Strangers In The World

“To God’s elect, strangers in the world…”

Strangers In The WorldThe apostle Peter addresses his letter to God’s Church, calling them “strangers” (KJV), “pilgrims” (NKJV), “those who reside as aliens” (NASB), “strangers in the world” (NIV). This first line reminds all Christian believers — those scattered throughout Pontus, Galatia, Cappadocia, Asia, and Bithynia as well as those scattered throughout Texas, Oklahoma, California, Montana, and Kentucky — that we are an alternative society. We are a counter culture. The Christian community is called to show a desperate world how to think and speak and act and behave differently.

Holy Scripture and the life of our Christ and his apostles always calls us to change the world; never to conform, instead to convert. And the only way it works is for us to be different.

Vaclav Havel, President of the Czech Republic, was once asked why the revolution there against the communists was successfully non-violent. He answered, “We had our parallel society. And in that parallel society we wrote our plays and sang our songs and read our poems until we knew the truth so well that we could go out to the streets of Prague and say, ‘We don’t believe your lies anymore’ — and communism had to fall.”

God’s Church must be a similar kind of parallel society. And we best form that society when we assemble together to worship. We speak our language together, we read our stories of God and his work with his people together, we sing the hymns of faith together, we pour out our prayers together until we know the truth so well that we can go out into the world around us, denounce the lies that threaten to force us to conform, and invite the world to share the truth with us. We are shaped by a Biblical narrative that tells a much different story from the one in our surrounding culture.
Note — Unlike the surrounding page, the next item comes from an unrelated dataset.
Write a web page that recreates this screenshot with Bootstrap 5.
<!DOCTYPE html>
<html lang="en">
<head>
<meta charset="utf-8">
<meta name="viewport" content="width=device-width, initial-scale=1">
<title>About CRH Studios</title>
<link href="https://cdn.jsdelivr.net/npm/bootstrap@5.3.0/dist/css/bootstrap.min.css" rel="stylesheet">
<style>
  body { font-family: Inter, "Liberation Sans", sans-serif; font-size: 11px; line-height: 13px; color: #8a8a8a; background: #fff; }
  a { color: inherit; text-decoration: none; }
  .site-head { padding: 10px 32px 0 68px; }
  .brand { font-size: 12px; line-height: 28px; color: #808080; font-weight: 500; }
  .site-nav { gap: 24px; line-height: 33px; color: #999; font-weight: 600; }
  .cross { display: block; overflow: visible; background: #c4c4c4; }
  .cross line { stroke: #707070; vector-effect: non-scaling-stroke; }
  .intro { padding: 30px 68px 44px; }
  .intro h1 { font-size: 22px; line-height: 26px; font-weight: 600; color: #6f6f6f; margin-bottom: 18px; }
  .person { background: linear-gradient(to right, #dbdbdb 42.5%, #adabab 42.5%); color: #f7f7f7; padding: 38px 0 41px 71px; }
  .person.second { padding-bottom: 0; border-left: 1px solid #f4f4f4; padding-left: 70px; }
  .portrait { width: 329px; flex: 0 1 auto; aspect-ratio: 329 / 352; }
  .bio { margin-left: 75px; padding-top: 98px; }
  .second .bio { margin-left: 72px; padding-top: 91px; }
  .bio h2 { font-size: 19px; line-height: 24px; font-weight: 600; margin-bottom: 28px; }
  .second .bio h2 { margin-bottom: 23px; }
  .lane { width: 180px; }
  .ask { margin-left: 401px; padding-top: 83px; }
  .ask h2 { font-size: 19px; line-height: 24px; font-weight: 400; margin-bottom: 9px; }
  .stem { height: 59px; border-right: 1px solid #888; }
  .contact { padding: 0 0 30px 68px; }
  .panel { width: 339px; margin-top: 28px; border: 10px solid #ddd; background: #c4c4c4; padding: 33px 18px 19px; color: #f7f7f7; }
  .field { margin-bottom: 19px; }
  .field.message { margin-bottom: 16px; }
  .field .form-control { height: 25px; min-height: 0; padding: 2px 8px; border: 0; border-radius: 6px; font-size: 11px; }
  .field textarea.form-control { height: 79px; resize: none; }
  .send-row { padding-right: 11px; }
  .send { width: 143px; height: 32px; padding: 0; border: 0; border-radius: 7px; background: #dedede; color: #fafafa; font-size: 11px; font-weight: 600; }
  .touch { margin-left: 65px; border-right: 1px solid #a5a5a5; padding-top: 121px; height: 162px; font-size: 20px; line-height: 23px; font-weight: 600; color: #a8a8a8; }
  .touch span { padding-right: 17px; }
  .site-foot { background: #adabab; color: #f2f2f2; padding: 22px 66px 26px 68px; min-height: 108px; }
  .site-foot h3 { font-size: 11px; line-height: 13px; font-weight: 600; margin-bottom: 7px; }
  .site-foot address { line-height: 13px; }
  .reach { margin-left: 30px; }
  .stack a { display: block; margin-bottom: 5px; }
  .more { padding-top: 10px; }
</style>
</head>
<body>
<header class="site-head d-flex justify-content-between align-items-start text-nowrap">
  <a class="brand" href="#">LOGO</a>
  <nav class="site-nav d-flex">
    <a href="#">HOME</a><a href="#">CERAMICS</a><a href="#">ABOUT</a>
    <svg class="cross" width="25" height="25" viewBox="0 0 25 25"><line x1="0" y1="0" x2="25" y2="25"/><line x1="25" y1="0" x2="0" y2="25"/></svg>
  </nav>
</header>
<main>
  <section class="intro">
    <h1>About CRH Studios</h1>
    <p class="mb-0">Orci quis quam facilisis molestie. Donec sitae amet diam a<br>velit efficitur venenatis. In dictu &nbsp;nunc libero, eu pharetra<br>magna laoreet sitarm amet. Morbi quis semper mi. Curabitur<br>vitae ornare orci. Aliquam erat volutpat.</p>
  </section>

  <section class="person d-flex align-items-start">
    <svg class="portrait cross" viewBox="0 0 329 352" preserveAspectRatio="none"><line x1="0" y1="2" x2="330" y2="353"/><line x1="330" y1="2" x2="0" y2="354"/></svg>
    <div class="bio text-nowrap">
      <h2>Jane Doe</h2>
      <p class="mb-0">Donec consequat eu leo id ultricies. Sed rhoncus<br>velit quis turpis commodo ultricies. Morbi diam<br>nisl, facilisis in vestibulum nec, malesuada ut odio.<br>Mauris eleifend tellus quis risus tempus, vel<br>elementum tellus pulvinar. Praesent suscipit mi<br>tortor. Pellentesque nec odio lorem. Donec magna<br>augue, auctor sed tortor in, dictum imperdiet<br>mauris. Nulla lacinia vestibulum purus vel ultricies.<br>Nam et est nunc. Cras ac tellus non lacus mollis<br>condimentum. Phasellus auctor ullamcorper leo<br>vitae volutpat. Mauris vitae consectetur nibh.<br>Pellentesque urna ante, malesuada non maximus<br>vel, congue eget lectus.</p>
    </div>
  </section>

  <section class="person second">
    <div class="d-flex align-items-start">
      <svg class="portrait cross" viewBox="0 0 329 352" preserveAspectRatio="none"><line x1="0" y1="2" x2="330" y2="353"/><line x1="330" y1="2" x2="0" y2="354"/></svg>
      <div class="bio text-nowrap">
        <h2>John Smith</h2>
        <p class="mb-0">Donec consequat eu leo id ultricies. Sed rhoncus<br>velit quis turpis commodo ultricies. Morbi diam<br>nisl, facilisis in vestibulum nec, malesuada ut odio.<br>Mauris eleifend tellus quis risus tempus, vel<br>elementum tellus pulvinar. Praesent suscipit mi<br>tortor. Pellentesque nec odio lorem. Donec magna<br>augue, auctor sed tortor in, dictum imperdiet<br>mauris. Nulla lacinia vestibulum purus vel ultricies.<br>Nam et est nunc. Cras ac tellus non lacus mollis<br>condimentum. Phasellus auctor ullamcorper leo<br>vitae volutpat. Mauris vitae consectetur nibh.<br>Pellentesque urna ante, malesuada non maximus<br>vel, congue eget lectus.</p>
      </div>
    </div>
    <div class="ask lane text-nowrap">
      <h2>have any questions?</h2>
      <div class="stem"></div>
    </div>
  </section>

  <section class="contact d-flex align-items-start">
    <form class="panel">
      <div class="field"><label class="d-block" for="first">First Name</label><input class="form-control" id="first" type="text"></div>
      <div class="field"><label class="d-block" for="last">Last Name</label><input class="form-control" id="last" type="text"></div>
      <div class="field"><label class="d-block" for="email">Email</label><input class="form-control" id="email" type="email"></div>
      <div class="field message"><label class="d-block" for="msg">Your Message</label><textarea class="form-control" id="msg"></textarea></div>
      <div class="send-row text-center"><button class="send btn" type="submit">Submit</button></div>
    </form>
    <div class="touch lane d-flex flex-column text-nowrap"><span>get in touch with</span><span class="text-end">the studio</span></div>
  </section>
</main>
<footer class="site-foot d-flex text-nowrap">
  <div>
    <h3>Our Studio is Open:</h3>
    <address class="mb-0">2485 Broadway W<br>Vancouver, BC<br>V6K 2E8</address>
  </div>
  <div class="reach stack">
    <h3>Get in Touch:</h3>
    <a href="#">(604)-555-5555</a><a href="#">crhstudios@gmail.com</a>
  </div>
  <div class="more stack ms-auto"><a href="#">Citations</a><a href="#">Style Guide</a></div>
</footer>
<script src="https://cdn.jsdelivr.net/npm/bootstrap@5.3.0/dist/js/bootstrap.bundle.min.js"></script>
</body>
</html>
Marva Dawn in A Royal Waste of Time: “Rather than becoming enculturated and entrapped by the world’s values of materialistic and experiential consumerism, of narcissistic self-importance and personal taste, of solitary superficiality, and of ephemeral satisfaction, members of Christ’s Body choose his simple life of sharing, his willingness to suffer for the sake of others, his communal vulnerability, and his eternal purposes.”

Sociologists know that any alternative way of life that is substantially different from the larger society around it needs its own language, customs, habits, rituals, institutions, procedures, and practices if it’s going to remain alternative. These things are paramount to upholding and nurturing a clear vision of how we are different and why it matters.
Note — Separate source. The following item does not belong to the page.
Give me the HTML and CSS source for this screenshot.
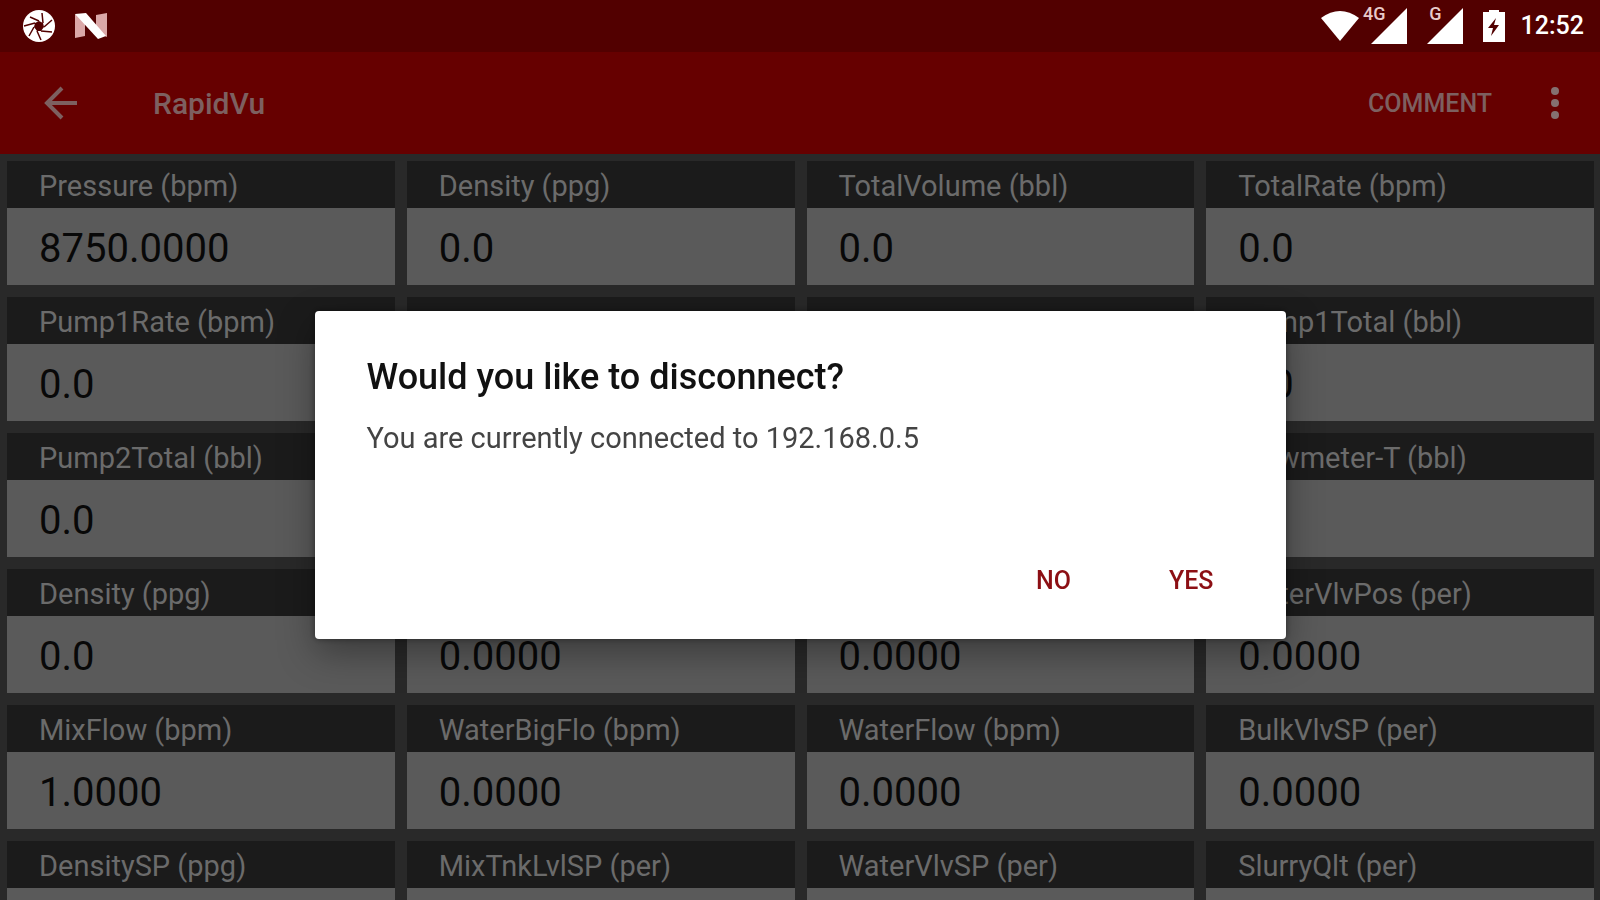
FILE: index.html
```html
<!DOCTYPE html>
<html lang="en">
<head>
    <meta charset="UTF-8">
    <meta name="viewport" content="width=device-width,initial-scale=1">
    <title>RapidVu</title>
    <link rel="stylesheet" href="styles.css">
</head>
<body>

<div class="status">
    <div class="status-left">
        <svg width="34" height="34" viewBox="0 0 34 34">
            <circle cx="17" cy="17" r="16" fill="#fff"/>
            <path d="M17 12l4 2 1 4-3 4-4 0-3-4 1-4z" fill="#520000"/>
            <path d="M17 12L8 8M21 14l-1-10M22 18l8-7M19 22l11 1M15 22l4 9M12 18l-5 9M13 14L2 17" stroke="#520000" stroke-width="1.5" fill="none"/>
        </svg>
        <svg width="34" height="28" viewBox="0 0 34 28">
            <path d="M1 2l10 6v16L1 26zM33 1v24l-11-5V3z" fill="#dba8a8"/>
            <path d="M1 2l11-1 20 23-8 3z" fill="#fff"/>
        </svg>
    </div>
    <div class="status-right">
        <svg width="38" height="32" viewBox="0 0 38 32"><path d="M0 8Q19-6 38 8L19 31z" fill="#fff"/></svg>
        <div class="signal">
            <span class="net">4G</span>
            <svg width="36" height="36" viewBox="0 0 36 36"><path d="M36 0v36H0z" fill="#fff"/></svg>
        </div>
        <div class="signal">
            <span class="net">G</span>
            <svg width="36" height="36" viewBox="0 0 36 36"><path d="M36 0v36H0z" fill="#fff"/></svg>
        </div>
        <svg width="22" height="32" viewBox="0 0 22 32">
            <path d="M6 0h10v2h6v30H0V2h6z" fill="#fff"/>
            <path d="M13 8L5 18h5l-2 8 8-11h-5z" fill="#520000"/>
        </svg>
        <span class="time">12:52</span>
    </div>
</div>

<header class="bar">
    <button class="icon-btn" type="button" aria-label="Back">
        <svg width="34" height="34" viewBox="0 0 34 34" fill="none" stroke="#7d6060" stroke-width="4"><path d="M33 17H4M18 2L3 17l15 15"/></svg>
    </button>
    <h1 class="bar-title">RapidVu</h1>
    <button class="comment" type="button">COMMENT</button>
    <button class="icon-btn" type="button" aria-label="More">
        <svg width="10" height="34" viewBox="0 0 10 34" fill="#857070"><circle cx="5" cy="5" r="4"/><circle cx="5" cy="17" r="4"/><circle cx="5" cy="29" r="4"/></svg>
    </button>
</header>

<main class="grid">
    <dl class="card"><dt>Pressure (bpm)</dt><dd>8750.0000</dd></dl>
    <dl class="card"><dt>Density (ppg)</dt><dd>0.0</dd></dl>
    <dl class="card"><dt>TotalVolume (bbl)</dt><dd>0.0</dd></dl>
    <dl class="card"><dt>TotalRate (bpm)</dt><dd>0.0</dd></dl>

    <dl class="card"><dt>Pump1Rate (bpm)</dt><dd>0.0</dd></dl>
    <dl class="card"><dt></dt><dd></dd></dl>
    <dl class="card"><dt></dt><dd></dd></dl>
    <dl class="card"><dt>Pump1Total (bbl)</dt><dd>0.0</dd></dl>

    <dl class="card"><dt>Pump2Total (bbl)</dt><dd>0.0</dd></dl>
    <dl class="card"><dt></dt><dd></dd></dl>
    <dl class="card"><dt></dt><dd></dd></dl>
    <dl class="card"><dt>Flowmeter-T (bbl)</dt><dd></dd></dl>

    <dl class="card"><dt>Density (ppg)</dt><dd>0.0</dd></dl>
    <dl class="card"><dt></dt><dd>0.0000</dd></dl>
    <dl class="card"><dt></dt><dd>0.0000</dd></dl>
    <dl class="card"><dt>WaterVlvPos (per)</dt><dd>0.0000</dd></dl>

    <dl class="card"><dt>MixFlow (bpm)</dt><dd>1.0000</dd></dl>
    <dl class="card"><dt>WaterBigFlo (bpm)</dt><dd>0.0000</dd></dl>
    <dl class="card"><dt>WaterFlow (bpm)</dt><dd>0.0000</dd></dl>
    <dl class="card"><dt>BulkVlvSP (per)</dt><dd>0.0000</dd></dl>

    <dl class="card"><dt>DensitySP (ppg)</dt><dd></dd></dl>
    <dl class="card"><dt>MixTnkLvlSP (per)</dt><dd></dd></dl>
    <dl class="card"><dt>WaterVlvSP (per)</dt><dd></dd></dl>
    <dl class="card"><dt>SlurryQlt (per)</dt><dd></dd></dl>
</main>

<div class="overlay">
    <section class="dialog" role="dialog" aria-labelledby="dialog-title">
        <h2 id="dialog-title">Would you like to disconnect?</h2>
        <p>You are currently connected to 192.168.0.5</p>
        <div class="actions">
            <button type="button">NO</button>
            <button type="button">YES</button>
        </div>
    </section>
</div>

</body>
</html>
```
FILE: styles.css
```css
*{
    margin:0;
    padding:0;
    box-sizing:border-box;
}

body {
    display:flex;
    flex-direction:column;
    height:100vh;
    background:#292929;
    font-family:Roboto, "Liberation Sans", sans-serif;
}
button {
    border:0;
    background:none;
    font-family:inherit;
    cursor:pointer;
}
svg {
    display:block;
}

/* status bar */
.status {
    display:flex;
    flex:none;
    justify-content:space-between;
    align-items:center;
    height:52px;
    padding:0 16px 0 22px;
    background:#520000;
    color:#fff;
}
.status-left {
    display:flex;
    align-items:center;
    gap:18px;
}
.status-right {
    display:flex;
    align-items:center;
    gap:12px;
}
.signal {
    position:relative;
    margin-right:8px;
}
.net {
    position:absolute;
    top:-4px;
    right:21px;
    font-size:18px;
    font-weight:500;
    line-height:20px;
    color:#e8caca;
}
.time {
    margin-left:4px;
    font-size:25px;
    font-weight:500;
    line-height:36px;
}

/* app bar */
.bar {
    display:flex;
    flex:none;
    align-items:center;
    height:102px;
    padding:0 40px 0 44px;
    background:#600;
    color:#7d6060;
}
.bar-title {
    flex:1;
    margin-left:75px;
    padding-top:2px;
    font-size:30px;
    font-weight:500;
    line-height:36px;
}
.comment {
    margin-right:58px;
    padding-top:2px;
    color:inherit;
    font-size:25px;
    font-weight:500;
    line-height:36px;
}

/* readings */
.grid {
    display:grid;
    flex:1;
    grid-template-columns:repeat(4, 1fr);
    align-content:start;
    gap:12px;
    min-height:0;
    overflow:hidden;
    padding:7px 6px 7px 7px;
}
.card dt {
    height:47px;
    padding:3px 32px 0;
    background:#1b1b1b;
    color:#6b6b6b;
    font-size:29px;
    line-height:44px;
}
.card dd {
    height:77px;
    padding:4px 32px 0;
    background:#5a5a5a;
    color:#080808;
    font-size:40px;
    line-height:73px;
}

/* dialog */
.overlay {
    position:fixed;
    top:50px;
    right:0;
    bottom:0;
    left:0;
    display:flex;
    align-items:center;
    justify-content:center;
}
.dialog {
    width:90%;
    max-width:971px;
    padding:44px 48px 32px 52px;
    border-radius:4px;
    background:#fff;
    box-shadow:0 14px 36px rgba(0,0,0,.35), 0 0 6px rgba(0,0,0,.4);
}
.dialog h2 {
    color:#111;
    font-size:36px;
    font-weight:500;
    line-height:44px;
}
.dialog p {
    margin-top:21px;
    color:#444;
    font-size:29px;
    line-height:36px;
}
.actions {
    display:flex;
    justify-content:flex-end;
    gap:50px;
    margin-top:99px;
}
.actions button {
    padding:0 24px;
    color:#8c0f14;
    font-size:25px;
    font-weight:500;
    line-height:52px;
}
```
Are we as Christians committed to the alternative way of life described in the Scriptures and incarnated in the Christ? It’s the only way to communicate to the world what they’re missing. If we’re too much like the surrounding culture, we have nothing, no alternative, to offer.

“Dear friends, I urge you as aliens and strangers in the world…live such good lives among the pagans that, though they accuse you of doing wrong, they may see your good deeds and glorify God.” ~1 Peter 2:11-12

Peace,

Allan

Greetings From Austin

One of the highlights of my year is the annual Sermon Seminar at Austin Graduate School of Theology. For 28 years now the school has brought in preachers and teachers of preachers for three hard days of nuts and bolts study and reflection and application. From text to pulpit. From 9am to 9pm for three days.

Ben Witherington, who’s written the best commentary on Revelation I’ve ever read, worked with us last night on preaching Revelation 4. Just his two hours alone was well worth the price of admission. Gracious! Witherington took us straight to the throne room of God and inspired all of us with the heavenly vision of the eternal worship of our Lord and God. He led us all to understand that the worship of our God is absolutely the most important thing that happens in the world. It’s more important than what happens in downtown Dallas. It’s more important than what happens in Washington, DC. In London. In Tokyo. The worship of God restores the created order, when God’s creatures join all of heaven and earth — the rocks and trees and birds and beasts, the saints who’ve gone before and the ones who are coming after — to give glory and honor and praise to Almighty God. When creation worships the Creator it restores the order. It takes us to the ultimate goal. It’s important. It’s huge.

Salvation is not the goal. The eternal worship of God is the goal. Salvation is the means to that end.

Harold Shank, from Oklahoma Christian, is taking us through Exodus 32-34. Tim Willis, from Pepperdine, is teaching Jeremiah 1-7. And Stan Reid, the president of the school, is doing 1 Peter.

Like so many others, and just as Shane Hines articulated so well during last night’s worship, I come into this place to sit at the feet of some of God’s greatest teachers…and I’m overwhelmed. I’m not even smart enough to get the jokes. I preach a sermon on Exodus — I preach the life out of that thing, I preach it like crazy — and then I come here and realize I don’t know anything about it. I leave the Sermon Seminar and feel like I have to go back to Legacy and repent for every sermon I’ve preached in the previous year.

I’m here with my great friend Jason Reeves, sharing a hotel room and bags and bags of Lay’s Kettle Cooked chips and Carrie-Anne’s hot sauce. I’ve run in to Jim Martin and David Hunter. I’m catching up with all the Austin Grad crowd, including Charlie Johanson and Eric Gayle and Cynthia Agnell. Greg Neil, the preacher at the church in Marble Falls is leading our worship this morning. And I’m hoping to see Todd Lewis here with him.

Preaching God’s Word is an amazing privilege. Hanging out with God’s preachers is inspiring. I don’t belong here. And yet, by the grace of our Lord, I do.

The Legacy Church of Christ is going to benefit greatly from my being here. But not nearly as much as I do.